Romelu Lukaku berpendapat bahwa para pesepakbola dapat berbuat lebih banyak dalam memerangi rasisme, daripada sekadar menurunkan lutut sebagai tanda simbolis, sebelum pertandingan dimulai. Bintang Chelsea itu menuntut agar perusahaan media sosial bertemu dengan para pemain untuk mengakhiri pelecehan dan penghinaan rasis secara online. Striker tim nasional Belgia menyatakan:
"Saya pikir kami bisa mengambil posisi yang lebih kuat. Semua orang menurunkan satu lutut sebagai protes, orang-orang bertepuk tangan, dan setelah pertandingan datang lagi penghinaan. Kita perlu duduk di meja bersama, untuk mendiskusikan bagaimana kita bisa melawan masalah secara lebih langsung. Ini tidak hanya berlaku untuk sepak bola pria, tetapi juga untuk sepak bola wanita."

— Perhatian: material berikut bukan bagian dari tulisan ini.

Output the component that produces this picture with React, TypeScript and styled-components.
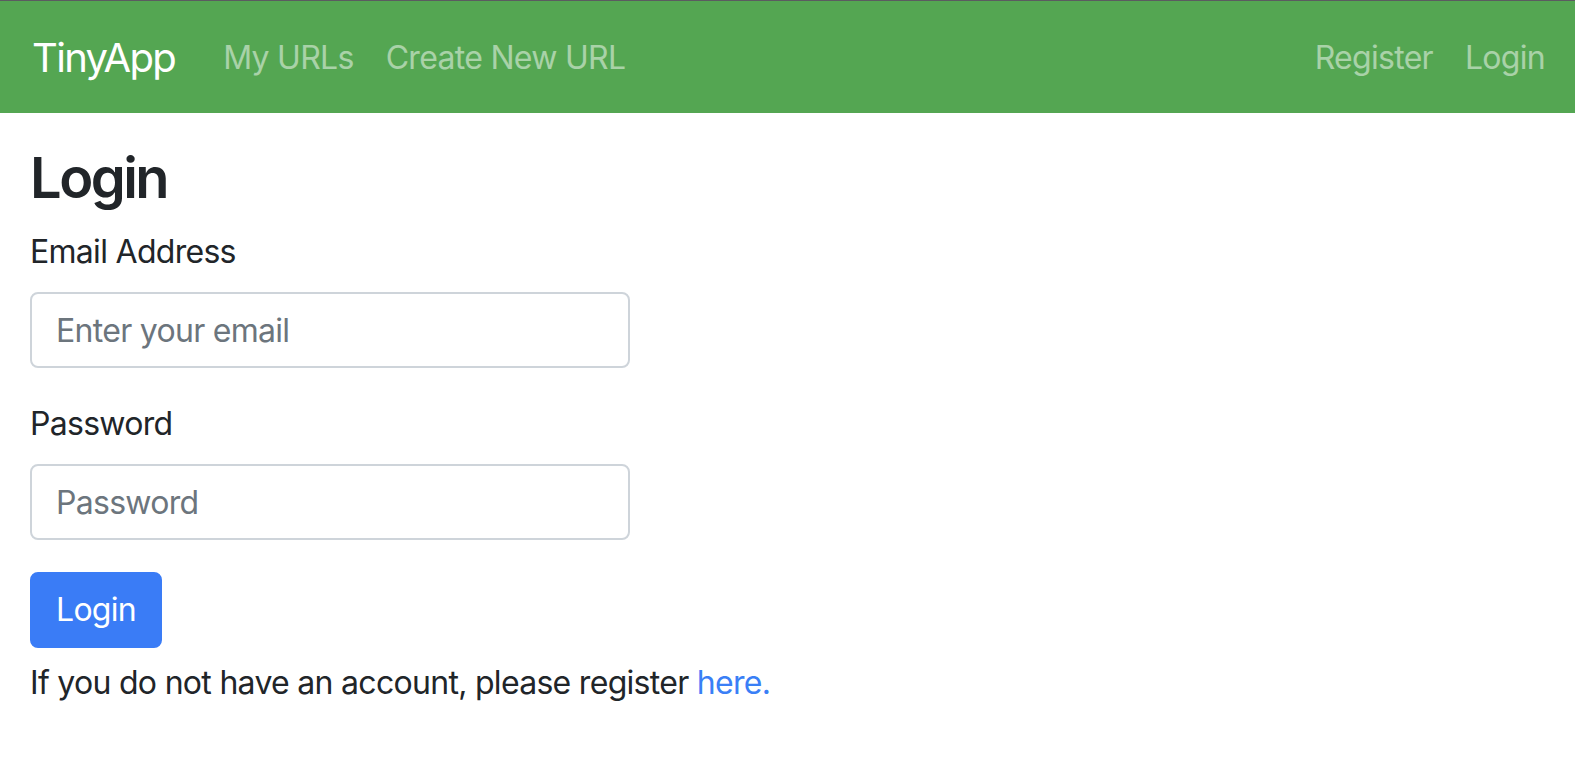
import React from "react";
import styled, { createGlobalStyle } from "styled-components";

const GlobalStyle = createGlobalStyle`
  * { box-sizing: border-box; }
  body {
    margin: 0;
    background: #ffffff;
    color: #212529;
    font-family: Inter, "Noto Sans", Roboto, sans-serif;
    font-size: 32px;
    line-height: 1.5;
    letter-spacing: -0.022em;
  }
`;

const Navbar = styled.nav`
  display: flex;
  align-items: center;
  height: 113px;
  padding: 2px 14px 0 32px;
  background: #54a652;
  border-top: 1px solid #5b5b60;
`;

const Brand = styled.a`
  color: #ffffff;
  font-size: 40px;
  line-height: 60px;
  letter-spacing: -0.042em;
  padding: 10px 0;
  margin-right: 32px;
  text-decoration: none;
  white-space: nowrap;
`;

const NavList = styled.div<{ $right?: boolean }>`
  display: flex;
  align-items: center;
  margin-left: ${(p) => (p.$right ? "auto" : "0")};
`;

const NavLink = styled.a`
  color: rgba(255, 255, 255, 0.5);
  font-size: 32px;
  line-height: 48px;
  padding: 16px 16px;
  text-decoration: none;
  white-space: nowrap;
`;

const Main = styled.main`
  padding: 0 30px;
`;

const Heading = styled.h2`
  margin: 32px 0 16px;
  font-size: 56px;
  font-weight: 600;
  line-height: 1.2;
  letter-spacing: -0.045em;
  color: #212529;
`;

const Form = styled.form`
  width: 600px;
`;

const FormGroup = styled.div`
  margin-bottom: 32px;
`;

const Label = styled.label`
  display: block;
  margin-bottom: 16px;
  font-size: 32px;
  line-height: 48px;
`;

const Input = styled.input`
  display: block;
  width: 100%;
  height: 76px;
  padding: 12px 24px;
  font-family: inherit;
  font-size: 32px;
  line-height: 48px;
  letter-spacing: inherit;
  color: #495057;
  background: #ffffff;
  border: 2px solid #ced4da;
  border-radius: 8px;
  outline: none;
  &::placeholder {
    color: #6c757d;
  }
`;

const Button = styled.button`
  display: block;
  height: 76px;
  padding: 12px 24px;
  font-family: inherit;
  font-size: 32px;
  line-height: 48px;
  letter-spacing: inherit;
  color: #ffffff;
  background: #3a7cf6;
  border: 2px solid #3a7cf6;
  border-radius: 8px;
  cursor: pointer;
`;

const Note = styled.p`
  margin: 11px 0 0;
  font-size: 32px;
  line-height: 48px;
`;

const TextLink = styled.a`
  color: #3a7ff6;
  text-decoration: none;
`;

export default function App() {
  return (
    <>
      <GlobalStyle />
      <Navbar>
        <Brand href="#">TinyApp</Brand>
        <NavList>
          <NavLink href="#">My URLs</NavLink>
          <NavLink href="#">Create New URL</NavLink>
        </NavList>
        <NavList $right>
          <NavLink href="#">Register</NavLink>
          <NavLink href="#">Login</NavLink>
        </NavList>
      </Navbar>
      <Main>
        <Heading>Login</Heading>
        <Form onSubmit={(e) => e.preventDefault()}>
          <FormGroup>
            <Label htmlFor="email">Email Address</Label>
            <Input id="email" type="email" placeholder="Enter your email" />
          </FormGroup>
          <FormGroup>
            <Label htmlFor="password">Password</Label>
            <Input id="password" type="password" placeholder="Password" />
          </FormGroup>
          <Button type="submit">Login</Button>
        </Form>
        <Note>
          If you do not have an account, please register <TextLink href="#">here.</TextLink>
        </Note>
      </Main>
    </>
  );
}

Rekan setim Lukaku di Chelsea, Marcos Alonso, mengatakan bahwa mulai sekarang dia tidak akan lagi menggunakan simbolisme penurunan lutut sebelum pertandingan. Pesepakbola mengatakan hal ini kehilangan dampaknya, dan akan fokus menyebarkan pesan anti-rasisme dalam bentuk lain. Striker Crystal Palace Wilfried Zaha telah mengikuti sikap yang kurang lebih sama untuk waktu yang lama.
Beberapa bulan yang lalu, klub-klub Eropa, pemain dan beberapa federasi, melakukan boikot 4 hari di media sosial, untuk memprotes rendahnya kesadaran akan masalah yang berkembang ini.
Sementara itu Lukaku juga menambahkan:
"Jika Anda benar-benar ingin menghentikan sesuatu, Anda bisa melakukannya. Kami sebagai pemain dapat memboikot media sosial, tetapi saya pikir perusahaanlah yang perlu datang dan berbicara dengan tim, pemain, atau pemerintah, untuk menemukan cara menghentikannya. Saya pikir mereka benar-benar bisa melakukan itu. "Sepak bola adalah kebahagiaan, membawa kegembiraan dan seharusnya tidak menjadi ruang yang membuat Anda merasa tidak aman, karena pendapat beberapa orang yang tidak berpendidikan."